Aber es kann keinen Zweifel daran geben, dass zwei markante Gebäude, das alte Wegert-Haus und der Woolworth-Flachbau gegenüber, das Erscheinungsbild der Potsdamer Straße geprägt haben – an dieser Ecke stießen immer Straßenstrich und bürgerliche Einkaufskultur rabiat zusammen, es gab hochwertige Möbel, Fotogeräte, modernes Küchendesign neben Fast Food und Döner in allen Varianten, und dazu auf Wunsch billigen Sex. Als Foto-Radio-Wegert, einer der ganz großen West-Berliner Traditionsbetriebe, durch ein Erotik-Kaufhaus ersetzt wurde, befürchteten viele Anwohner ein weiteres Absinken; genauso war es, als 2008 der Tagesspiegel ging.

Es kam anders, aber nun könnte sich noch einmal alles verändern. Ein Sprecher des Immobilien-Projektentwicklers SPG hat jetzt bestätigt, dass die Firma beide Grundstücke, Wegert und Woolworth gegenüber, gekauft hat, und das ganz sicher nicht, um alles so zu lassen, wie es ist. Eine schnelle Veränderung ist eher unwahrscheinlich, weil gleich zwei Bezirksverwaltungen, nämlich Mitte und Tempelhof-Schöneberg, eingebunden sind, aber dennoch dürfte es auf mittlere Sicht der Anfang eines spannenden stadtsoziologischen Experiments sein.

Warum? Weil die Ecke Potsdamer/Kurfürstenstraße nicht nur das Herz der Gegend, sondern auch eine soziale Scheidelinie ist. Denn der bemerkenswerte und ganz unbestrittene Aufschwung der Potsdamer findet ja im Grunde bisher erst im kleinen Abschnitt zwischen Pohl- und Lützowstraße statt, das ist die Viertelmeile der neuen Restaurants und Designershops mit dem Porzellanhersteller Hering als letztem Neuzugang. Weiter in Richtung Schöneberg hat sich viel weniger verändert, dort kann von Gentrifizierung oder auch nur schlichter Aufwertung kaum die Rede sein.

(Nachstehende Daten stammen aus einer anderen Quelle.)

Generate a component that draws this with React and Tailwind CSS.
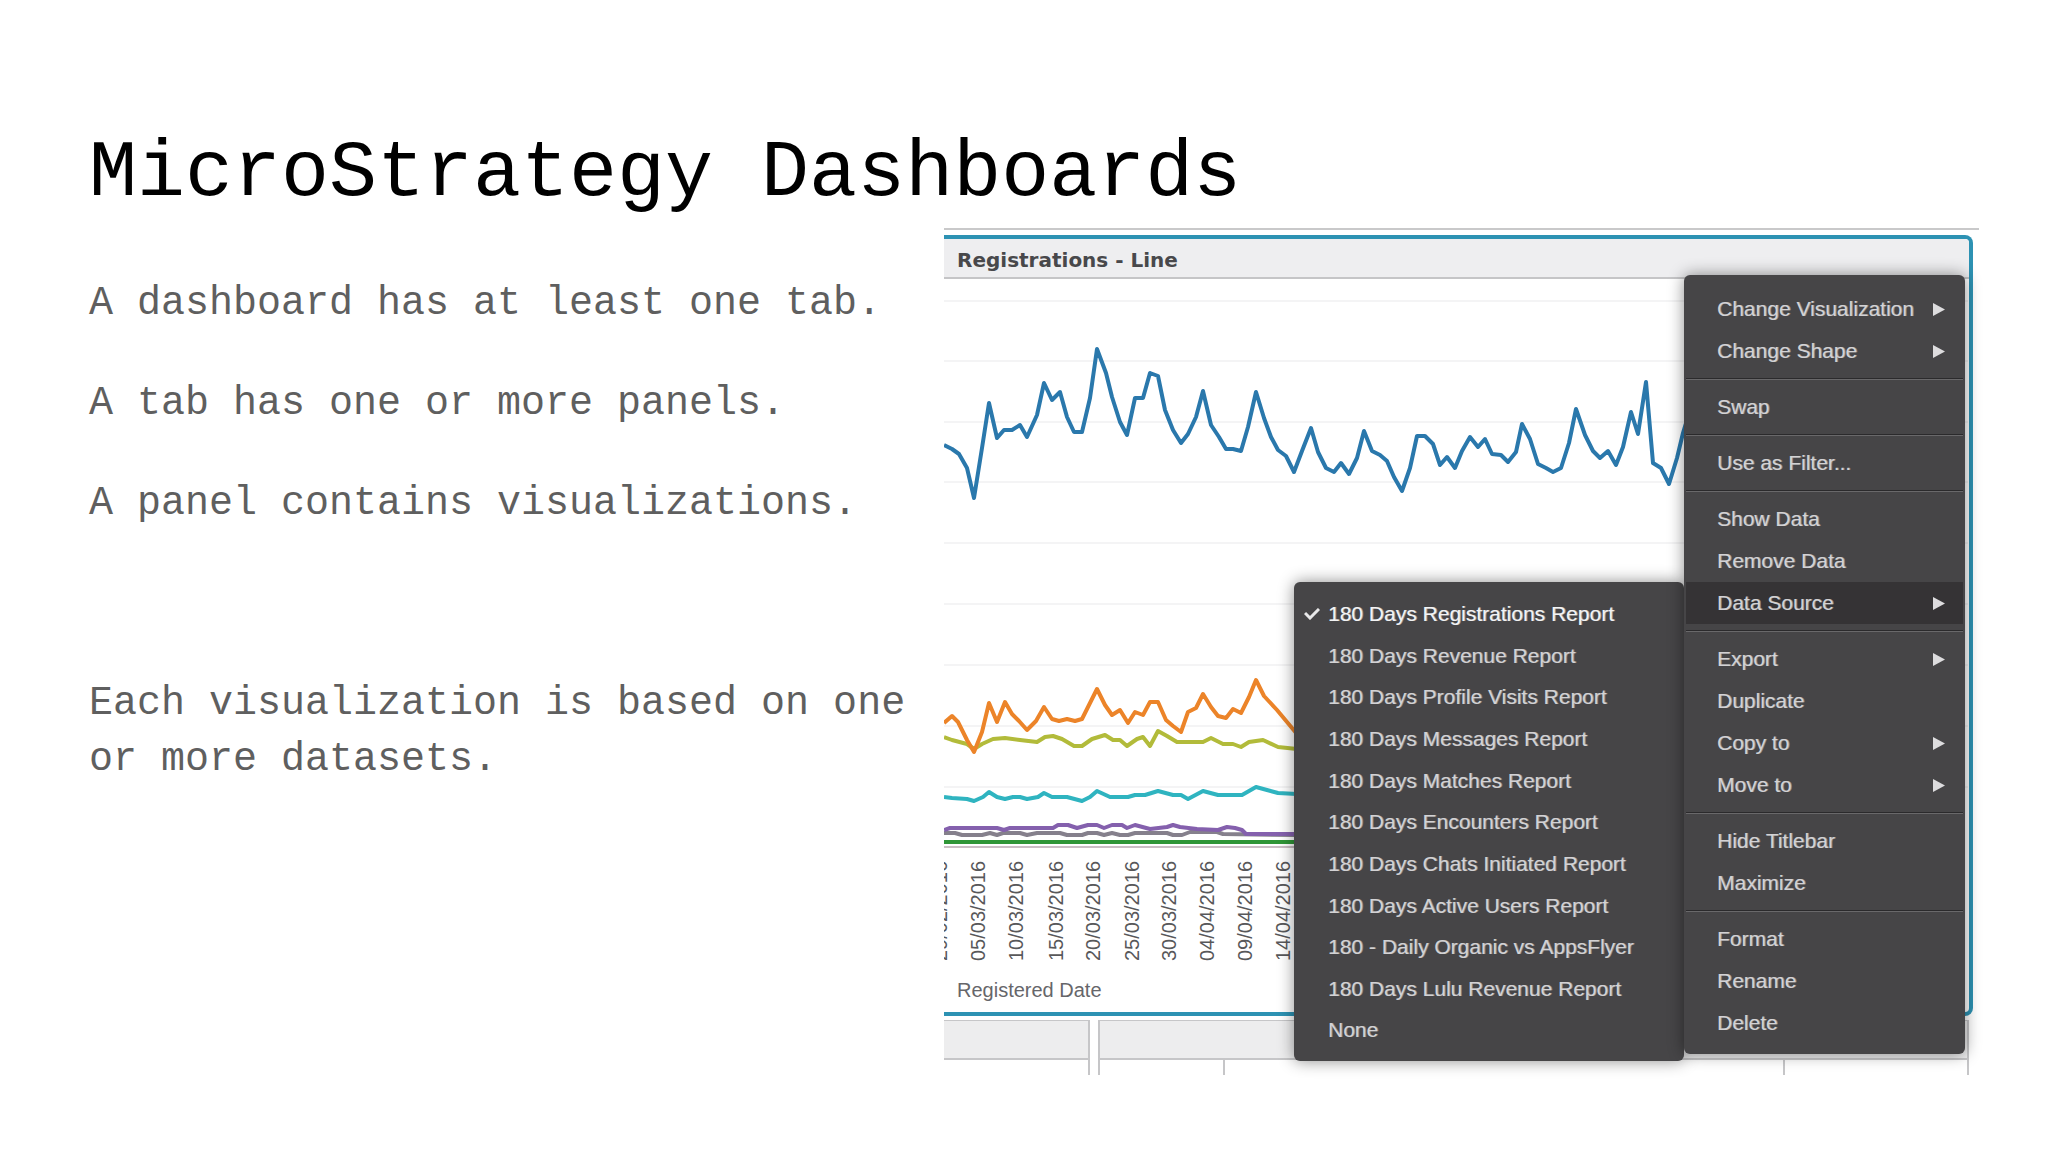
const blueLine =
  "944,445 952,449 959,454 967,468 974,498 982,448 989,403 997,438 1004,430 1012,430 1020,425 1027,437 1037,415 1044,383 1052,400 1060,392 1067,417 1074,432 1082,432 1090,398 1097,349 1106,373 1112,397 1120,422 1127,435 1135,398 1143,398 1150,373 1158,376 1165,410 1173,430 1181,443 1188,434 1196,417 1203,391 1211,425 1219,437 1226,449 1233,449 1241,451 1248,427 1256,392 1264,418 1271,437 1278,450 1286,456 1294,472 1302,451 1311,428 1318,452 1326,468 1334,472 1341,463 1349,474 1357,458 1364,431 1372,451 1380,455 1387,461 1394,477 1402,491 1410,468 1417,436 1425,436 1433,444 1440,465 1447,457 1455,468 1462,451 1470,437 1478,447 1485,439 1492,454 1501,455 1508,462 1516,452 1522,424 1530,439 1538,464 1546,468 1553,472 1561,468 1569,443 1576,409 1585,435 1593,451 1600,458 1608,451 1616,465 1623,447 1631,412 1638,434 1646,382 1653,463 1661,468 1669,484 1677,458 1683,433 1690,410";
const orangeLine =
  "944,723 952,716 958,722 967,740 974,752 982,732 989,703 997,722 1005,702 1012,714 1019,721 1027,730 1036,721 1044,707 1052,719 1059,721 1067,719 1075,721 1082,719 1090,703 1097,689 1105,705 1112,715 1120,710 1128,723 1135,712 1143,715 1150,702 1158,702 1166,720 1173,726 1181,732 1188,712 1196,708 1203,694 1211,707 1218,716 1226,718 1233,709 1241,713 1249,697 1256,680 1264,696 1277,710 1297,734";
const oliveLine =
  "944,737 952,740 967,744 974,749 982,744 993,739 1005,738 1020,740 1037,742 1045,737 1053,736 1062,739 1074,746 1082,746 1092,739 1105,735 1113,740 1120,740 1127,746 1137,739 1143,737 1150,746 1158,731 1167,736 1177,742 1203,742 1211,738 1223,744 1233,744 1241,747 1249,742 1263,740 1278,747 1297,749";
const cyanLine =
  "944,797 952,798 967,799 974,801 983,797 989,792 997,797 1005,799 1013,797 1020,797 1027,799 1038,797 1044,793 1052,797 1067,797 1082,801 1090,797 1097,791 1110,797 1128,797 1135,795 1145,795 1158,791 1173,795 1181,795 1188,799 1203,791 1218,795 1242,795 1256,787 1278,793 1297,794";
const purpleLine =
  "944,830 950,828 997,828 1004,830 1010,828 1053,828 1058,825 1068,825 1077,828 1088,825 1097,825 1104,828 1112,825 1122,825 1127,828 1135,825 1150,829 1167,827 1173,825 1180,827 1197,829 1218,830 1227,827 1235,828 1242,830 1246,834 1263,834 1297,834";
const grayLine =
  "944,833 955,833 962,835 982,835 990,833 997,835 1003,833 1020,833 1027,835 1037,833 1060,833 1067,835 1082,835 1088,833 1097,833 1104,835 1112,833 1120,835 1128,835 1135,833 1167,833 1173,835 1182,835 1190,832 1217,832 1223,834 1297,835";

const series = [
  { name: "gray", color: "#85808c", points: grayLine },
  { name: "purple", color: "#8460ad", points: purpleLine },
  { name: "cyan", color: "#2fb4c0", points: cyanLine },
  { name: "olive", color: "#b2bb3a", points: oliveLine },
  { name: "orange", color: "#ec8429", points: orangeLine },
  { name: "blue", color: "#2a78ac", points: blueLine },
];

const gridLines = [301, 361, 422, 482, 543, 604, 665, 726, 787];

const dates = [
  [940, "29/02/2016"],
  [978, "05/03/2016"],
  [1016, "10/03/2016"],
  [1056, "15/03/2016"],
  [1093, "20/03/2016"],
  [1132, "25/03/2016"],
  [1169, "30/03/2016"],
  [1207, "04/04/2016"],
  [1245, "09/04/2016"],
  [1283, "14/04/2016"],
];

const menuGroups = [
  [
    { label: "Change Visualization", sub: true },
    { label: "Change Shape", sub: true },
  ],
  [{ label: "Swap" }],
  [{ label: "Use as Filter..." }],
  [
    { label: "Show Data" },
    { label: "Remove Data" },
    { label: "Data Source", sub: true, active: true },
  ],
  [
    { label: "Export", sub: true },
    { label: "Duplicate" },
    { label: "Copy to", sub: true },
    { label: "Move to", sub: true },
  ],
  [{ label: "Hide Titlebar" }, { label: "Maximize" }],
  [{ label: "Format" }, { label: "Rename" }, { label: "Delete" }],
];

const sources = [
  "180 Days Registrations Report",
  "180 Days Revenue Report",
  "180 Days Profile Visits Report",
  "180 Days Messages Report",
  "180 Days Matches Report",
  "180 Days Encounters Report",
  "180 Days Chats Initiated Report",
  "180 Days Active Users Report",
  "180 - Daily Organic vs AppsFlyer",
  "180 Days Lulu Revenue Report",
  "None",
];

function LineChart() {
  return (
    <svg
      className="block h-[691px] w-[1024px] max-w-none"
      viewBox="944 279 1024 691"
      role="img"
      aria-label="Registrations by date"
    >
      {gridLines.map((y) => (
        <path key={y} d={`M944 ${y}H1968`} stroke="#f4f4f5" strokeWidth="2" />
      ))}
      <path d="M944 847H1960" stroke="#c9bfc4" strokeWidth="2" />
      {series.map((s) => (
        <polyline
          key={s.name}
          points={s.points}
          fill="none"
          stroke={s.color}
          strokeWidth="4"
          strokeLinejoin="round"
        />
      ))}
      <path d="M944 842H1960" stroke="#2f9637" strokeWidth="4" />
      {dates.map(([x, label]) => (
        <text
          key={label}
          transform={`translate(${x + 7} 961) rotate(-90)`}
          className="fill-[#58585a] font-['Liberation_Sans',sans-serif] text-[20px]"
        >
          {label}
        </text>
      ))}
    </svg>
  );
}

function Arrow() {
  return (
    <svg className="h-[13px] w-[12px]" viewBox="0 0 12 13" aria-hidden="true">
      <path d="M0 0L12 6.5L0 13Z" fill="#dddcde" />
    </svg>
  );
}

function SourceMenu() {
  return (
    <ul
      role="menu"
      aria-label="Data Source"
      className="flex h-[479px] w-[390px] flex-col rounded-md bg-[#464547] pt-[11px] pb-[10px] shadow-[0_0_16px_rgba(0,0,0,0.45)]"
    >
      {sources.map((label, i) => (
        <li key={label} role="none" className="flex flex-1">
          <button
            role="menuitemradio"
            aria-checked={i === 0}
            className={
              i === 0
                ? "flex w-full items-center pl-[10px] text-left text-[#f3f3f4] [text-shadow:1px_0_0_rgba(243,243,244,0.5)]"
                : "flex w-full items-center pl-[10px] text-left [text-shadow:1px_0_0_rgba(211,210,212,0.5)]"
            }
          >
            <span className="w-6 shrink-0">
              {i === 0 && (
                <svg className="h-3 w-4" viewBox="0 0 16 12" aria-hidden="true">
                  <path d="M1 5L6 10L15 1" fill="none" stroke="#e8e8e9" strokeWidth="3" />
                </svg>
              )}
            </span>
            {label}
          </button>
        </li>
      ))}
    </ul>
  );
}

function MainMenu() {
  return (
    <div
      role="menu"
      aria-label="Visualization"
      className="mb-[7px] w-[281px] rounded-md bg-[#464547] px-[2px] pt-[13px] pb-[10px] shadow-[0_0_16px_rgba(0,0,0,0.45)]"
    >
      {menuGroups.map((group, g) => (
        <div key={group[0].label} role="group">
          {g > 0 && (
            <div className="my-[6px] h-[2px] border-t border-b border-t-[#2b2a2c] border-b-[#69686a]" />
          )}
          {group.map((item) => (
            <button
              key={item.label}
              role="menuitem"
              className={
                item.active
                  ? "flex h-[42px] w-full items-center justify-between bg-[#353335] pr-[18px] pl-[31px] text-left [text-shadow:1px_0_0_rgba(211,210,212,0.5)]"
                  : "flex h-[42px] w-full items-center justify-between pr-[18px] pl-[31px] text-left [text-shadow:1px_0_0_rgba(211,210,212,0.5)]"
              }
            >
              {item.label}
              {item.sub && <Arrow />}
            </button>
          ))}
        </div>
      ))}
    </div>
  );
}

export default function App() {
  return (
    <main className="min-h-screen bg-white pt-[126px]">
      <h1 className="mb-[6px] pl-[89px] font-['Liberation_Mono',monospace] text-[80px] leading-[96px] whitespace-nowrap text-black">
        MicroStrategy Dashboards
      </h1>
      <div className="flex items-start">
        <div className="w-[944px] shrink-0 pt-12 pr-8 pl-[89px] font-['Liberation_Mono',monospace] text-[40px] leading-[56px] text-[#5f5f5f]">
          <p>A dashboard has at least one tab.</p>
          <p className="mt-11">A tab has one or more panels.</p>
          <p className="mt-11">A panel contains visualizations.</p>
          <p className="mt-36">Each visualization is based on one or more datasets.</p>
        </div>

        <section className="relative mr-[69px] min-w-0 flex-1 font-['Liberation_Sans',Arial,sans-serif]">
          <div className="h-[2px] bg-[#c9c9ca]" />
          <article className="mt-[5px] mr-[6px] overflow-hidden rounded-r-lg border-4 border-l-0 border-[#2d92b3]">
            <h2 className="h-10 border-b-2 border-[#c5c5c7] bg-[#eeeef0] pl-[13px] font-['DejaVu_Sans',Verdana,sans-serif] text-[20px] leading-[42px] font-bold text-[#48484b]">
              Registrations - Line
            </h2>
            <LineChart />
            <p className="h-[42px] pl-[13px] text-[20px] leading-[40px] text-[#66666a]">
              Registered Date
            </p>
          </article>
          <div className="mt-1 mr-[10px] flex h-[55px] gap-2">
            <div className="w-[146px] border-r-2 border-[#c6c6c8]">
              <div className="h-10 border-t border-b-2 border-[#c6c6c8] bg-[#ededee]" />
            </div>
            <div className="flex flex-1 flex-col border-x-2 border-[#c6c6c8]">
              <div className="h-10 border-t border-b-2 border-[#c6c6c8] bg-[#ededee]" />
              <div className="flex flex-1">
                <div className="w-[125px] border-r-2 border-[#c6c6c8]" />
                <div className="flex-1" />
                <div className="w-[184px] border-l-2 border-[#c6c6c8]" />
              </div>
            </div>
          </div>

          <div className="absolute top-[47px] right-[14px] flex items-end text-[21px] text-[#d3d2d4]">
            <SourceMenu />
            <MainMenu />
          </div>
        </section>
      </div>
    </main>
  );
}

Bitte keine Groß-Shopping-Strukturen

Es wird also darauf ankommen, was auf den beiden Grundstücken gebaut wird. Die nächsten großen Filialisten stapeln sich am Potsdamer/Leipziger Platz, die braucht hier niemand. Die Rückkehr des Vorhandenen würde, vom Erscheinungsbild abgesehen, nichts verändern, aber die Zeit der Sex-Shops dürfte ohnehin vorbei sein.

Interessant mag der Vergleich mit dem ehemaligen „Zoofenster“ sein, einer Schmuddelecke mit Erotikmuseum und Pornokino in bester Lage. Dort dominiert nun im Neubau der Billigst-Textilhändler Primark, alles sieht edler aus, aber von einer nachhaltigen Aufwertung kann im Grunde keine Rede sein, die Läden gegenüber im Waldorf-Block stehen weiter weitgehend leer.

Am besten für die Potsdamer Straße wäre wohl, wenn die Neubauten nicht nur schnell kämen, sondern durch kleinteilige Gliederung, neuen Einzelhandel und neue Wohnungen auch eine Brücke zum abgehängten Teil schlagen und dort neue Energie stimulieren könnten. Starre Groß-Shopping-Strukturen gibt es am Potsdamer Platz schon mehr als genug.